Israelis eat more turkey per capita than residents of any country in the world (probably due to the large number of schwarma stands and the readily available lunch meats) so how can we even think that turkey may not be kosher?
In Parshat Shmini (Vayikra 11:13-19), we read about the species of birds that are not Kosher (since we don’t know the exact translations of what these birds are today, I am using the original Hebrew names of the birds with the probable English translations in parentheses):
These shall you abominate from among the birds, they may not be eaten- they are an abomination: the nesher (eagle), the peres (bearded vulture), the ozniah (sea eagle), the da’ah (falcon), the ayah (vulture), to its kind. Every orev (raven), to its kind. The Bat HaYa’anah (ostrich), the tachmas (owl), the shachaf (seagull) and the netz (hawk), to its kind. The kos (little owl), the shalach (heron) and the yanshuf (eagle owl). The tinshemet (bat), the kaas (pelican) and the racham (carrion vulture). The chasida (stork), the anafah (heron) according to its kind, the duchifat (hoopoe) and the atalef (bat).
In Parshat Re’eh, Dvarim 14:11-20 we do not just learn about what we can’t eat, but also what we can eat:
Dvarim 14:11 states: You may eat any pure bird.
After an almost identical list of birds that are not permissible, with the addition of a bird called the ra’ah (from the family of the da’ah and the ayah) we are informed in verse 19:
And all flying creeping creatures are ritually unclean for you. They may not be eaten.
Then the whole segment is capped off with (verse 20): Every ritually clean bird you may eat.
From here we should conclude that if the bird is not one of the 24 species (20 listed + 4 times where it says “to its kind”) then it is kosher.
The only problem is that we don’t know the exact translations of what these birds are today, so we can’t guarantee that they will be accurately identified.
We learn in the Mishna Chulin 3:6:
The signs of a kosher bird were not explicitly stated in the Torah. But the Sages stated certain signs in a bird: Any bird that claws its prey and eats it is non-kosher. Any bird that has an extra digit behind the leg slightly elevated above the other digits, and a crop, which is a sack alongside the gullet in which food is stored prior to digestion, and for which the yellowish membrane inside its gizzard can be peeled, is kosher. Rabbi Elazar, son of Rabbi Tzadok, says: Any bird that splits the digits of its feet when standing on a string, placing two digits on one side of the string and two on the other, is non-kosher.

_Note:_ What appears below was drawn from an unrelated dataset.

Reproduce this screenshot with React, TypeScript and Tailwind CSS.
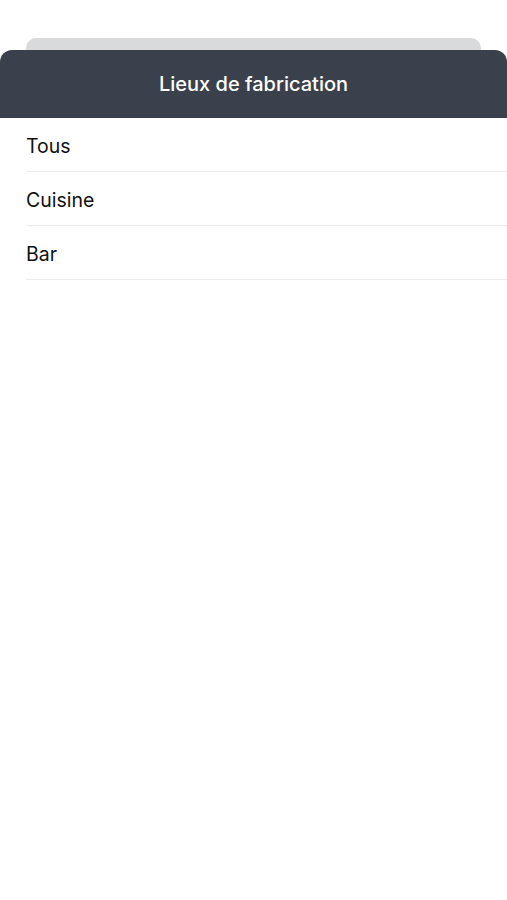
import React from 'react';

const PLACES = ['Tous', 'Cuisine', 'Bar'];

const App: React.FC = () => {
  return (
    <div className="min-h-screen bg-white pt-[38px]" style={{ fontFamily: 'Inter, "Noto Sans", sans-serif' }}>
      {/* stacked card behind the sheet */}
      <div className="mx-[26px] h-[12px] rounded-t-[10px] bg-[#d9dadb]" />

      <div className="flex h-[68px] items-center justify-center rounded-t-[12px] bg-[#3b414c]">
        <h1 className="text-[20px] font-medium text-white">Lieux de fabrication</h1>
      </div>

      <ul className="pl-[26px]">
        {PLACES.map((p) => (
          <li key={p} className="flex h-[54px] items-center border-b border-[#ebebeb] pt-[5px] text-[19.5px] text-[#111]">
            {p}
          </li>
        ))}
      </ul>
    </div>
  );
};

export default App;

Shulchan Aruch- Yoreh Deah 82:3 teaches: There are those who say that all birds that have a wide beak and the palm of its foot is wide like a goose, and it is known that it is not a bird of prey, and is permitted to eat if it has the three signs on its body.
Rama takes a stricter approach: And there are those who say that we don’t rely even on this, and one should only eat a bird with an accepted tradition that it is kosher (Arukh) and we are accustomed to this and it should not be changed.
According to the Rama, in order not to make a mistake, over the generations, only birds that have traditionally been known to be kosher were eaten.
This brings us back to turkey which was a new world bird, only introduced to Europe in the 16th c, the time period when the Rama lived.
One possible answer is that the turkey made it in right on time. It had the signs of a kosher bird as explained by the mishna and it was already being eaten before it was taught that there must be a mesorah (accepted tradition).
As well, since the turkey can mate with chickens, they can be looked at as their relatives making them permissible as well.
So go ahead and enjoy your turkey but if you come across a bird that you don’t recognize, even if it fits into all of the categories, chances are that the rabbis will not permit it as it was not part of the mesorah.